Shauna’s lying in her big speech — she’s clearly jealous — but she’s also telling the truth. Jackie is insecure, and she is unlikely to take the world by storm after high school, while smart girl Shauna is ready to go to a good college and make something of herself. That’s one of the things Shauna has to remind herself of when she starts to feel too jealous.

In season two, Shauna hallucinates Jackie’s corpse laughing at her as she paints makeup over its frozen face. “You know Jeff only had sex with you because I made you into someone else,” Dead Jackie tells her. “And you only had sex with him so you could imagine being me.” Then she cuts into her arm and tells Shauna to eat her dead body.

Part of the poignancy and the creepiness of Shauna putting makeup on Jackie’s corpse comes from the fact that Shauna is reasserting Jackie’s old social power, the power of boys and makeup and high school popularity contests. Shauna used to envy that power, longed for it, imagined taking it for her own by sleeping with Jackie’s boyfriend, as if she could absorb it into her body through sympathetic magic. Then Jackie gives her another way of taking that power: eating her flesh.

In the present day of Yellowjackets, Shauna (now played by Melanie Lynskey) is a middle-aged housewife, married to Jeff, with a teenage daughter she resents who reminds her of Jackie. She is living out the future she used to comfort herself by imagining for Jackie, punishing herself with it.

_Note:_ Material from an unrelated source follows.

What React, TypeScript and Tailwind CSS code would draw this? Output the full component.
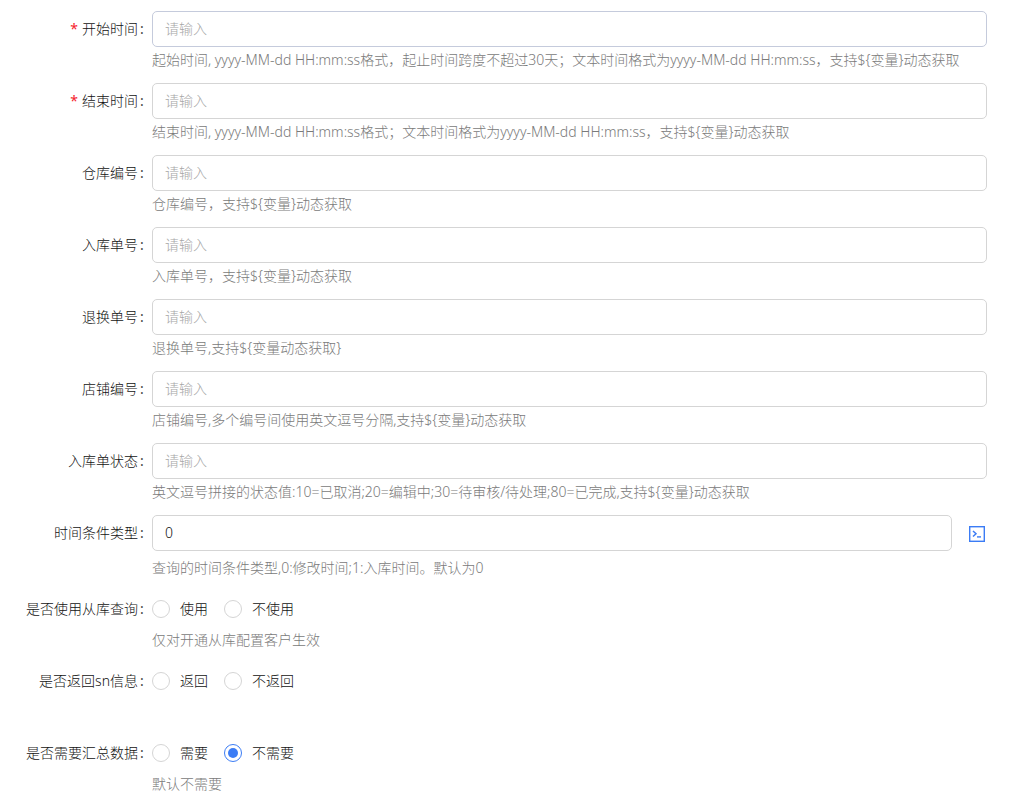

“The thought of you with someone else always scared me,” she tells Jeff in “Edible Complex,” clearly referencing Jackie. “But it also turned me on. Someone else’s tongue in your mouth. Their smell on you. I used to think that made me some kind of pervert.” Now, she says, “I like being the way I am.”

Eating Jackie, Shauna gets Jackie’s tongue in her mouth and Jackie’s smell on her hands. Shauna eats Jackie because she hates her and she eats her because she loves her and she eats her because she wants to be her. It’s messy and it’s bloody and it’s grotesque, but it’s as emotionally true as TV about teenage girls ever gets.